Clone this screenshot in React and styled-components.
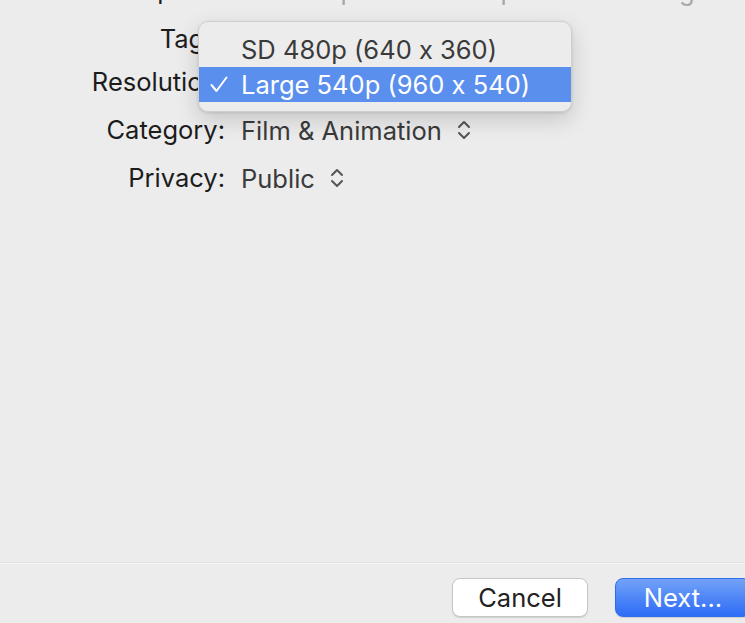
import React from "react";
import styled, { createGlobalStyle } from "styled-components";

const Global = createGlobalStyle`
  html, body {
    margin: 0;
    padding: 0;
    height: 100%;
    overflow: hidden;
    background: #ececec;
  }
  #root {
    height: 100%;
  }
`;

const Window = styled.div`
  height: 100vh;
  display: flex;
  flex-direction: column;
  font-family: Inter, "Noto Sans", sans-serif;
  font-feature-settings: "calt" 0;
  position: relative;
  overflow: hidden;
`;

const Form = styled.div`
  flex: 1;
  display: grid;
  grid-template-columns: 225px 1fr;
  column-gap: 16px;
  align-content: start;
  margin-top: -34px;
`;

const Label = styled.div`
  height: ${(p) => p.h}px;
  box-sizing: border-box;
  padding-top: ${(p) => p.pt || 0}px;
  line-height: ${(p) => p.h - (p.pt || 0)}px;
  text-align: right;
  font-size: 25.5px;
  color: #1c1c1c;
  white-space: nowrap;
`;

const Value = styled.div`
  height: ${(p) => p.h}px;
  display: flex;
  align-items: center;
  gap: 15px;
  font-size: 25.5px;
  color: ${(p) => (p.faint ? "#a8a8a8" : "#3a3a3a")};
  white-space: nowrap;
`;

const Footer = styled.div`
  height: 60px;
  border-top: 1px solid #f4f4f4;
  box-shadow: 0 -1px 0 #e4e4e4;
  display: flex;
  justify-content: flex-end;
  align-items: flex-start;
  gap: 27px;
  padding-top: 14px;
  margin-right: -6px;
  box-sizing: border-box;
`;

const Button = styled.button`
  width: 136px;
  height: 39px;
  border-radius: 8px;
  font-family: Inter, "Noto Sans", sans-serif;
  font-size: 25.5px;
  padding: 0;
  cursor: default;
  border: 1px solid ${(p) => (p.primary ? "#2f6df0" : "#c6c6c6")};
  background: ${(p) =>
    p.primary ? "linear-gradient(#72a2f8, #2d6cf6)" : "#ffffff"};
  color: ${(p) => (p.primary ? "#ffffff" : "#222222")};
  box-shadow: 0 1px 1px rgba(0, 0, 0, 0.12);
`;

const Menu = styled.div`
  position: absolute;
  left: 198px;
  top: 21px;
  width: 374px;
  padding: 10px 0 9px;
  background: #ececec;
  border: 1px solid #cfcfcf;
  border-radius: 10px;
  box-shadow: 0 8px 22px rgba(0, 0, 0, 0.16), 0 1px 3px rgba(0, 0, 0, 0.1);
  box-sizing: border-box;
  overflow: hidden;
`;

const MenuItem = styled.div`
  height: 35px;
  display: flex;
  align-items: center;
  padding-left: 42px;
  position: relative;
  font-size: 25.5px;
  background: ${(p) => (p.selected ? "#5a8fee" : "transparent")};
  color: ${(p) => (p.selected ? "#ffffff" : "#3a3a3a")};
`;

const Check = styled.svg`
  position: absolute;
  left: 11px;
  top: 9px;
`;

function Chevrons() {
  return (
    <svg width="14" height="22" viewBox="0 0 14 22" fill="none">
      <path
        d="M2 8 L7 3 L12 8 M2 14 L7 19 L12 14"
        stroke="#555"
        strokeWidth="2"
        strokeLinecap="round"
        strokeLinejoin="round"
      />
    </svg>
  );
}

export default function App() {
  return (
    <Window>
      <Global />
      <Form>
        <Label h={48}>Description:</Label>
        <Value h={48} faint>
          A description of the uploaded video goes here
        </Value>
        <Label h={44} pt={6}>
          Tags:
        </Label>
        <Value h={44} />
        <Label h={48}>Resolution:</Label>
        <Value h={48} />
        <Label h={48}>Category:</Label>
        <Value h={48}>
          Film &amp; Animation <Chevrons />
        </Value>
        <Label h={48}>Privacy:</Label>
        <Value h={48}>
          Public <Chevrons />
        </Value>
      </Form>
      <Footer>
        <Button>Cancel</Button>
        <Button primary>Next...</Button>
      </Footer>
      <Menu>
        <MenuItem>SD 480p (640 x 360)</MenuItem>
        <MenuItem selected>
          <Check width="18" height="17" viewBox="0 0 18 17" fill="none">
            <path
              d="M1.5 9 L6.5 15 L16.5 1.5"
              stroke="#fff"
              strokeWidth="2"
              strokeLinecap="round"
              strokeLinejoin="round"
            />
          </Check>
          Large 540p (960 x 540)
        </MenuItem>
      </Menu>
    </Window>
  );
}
•••••
- **Task description**
Scan the material above. Copy each line where "styled" occurs.

- **Finished task**
Clone this screenshot in React and styled-components.
import styled, { createGlobalStyle } from "styled-components";
const Window = styled.div`
const Form = styled.div`
const Label = styled.div`
const Value = styled.div`
const Footer = styled.div`
const Button = styled.button`
const Menu = styled.div`
const MenuItem = styled.div`
const Check = styled.svg`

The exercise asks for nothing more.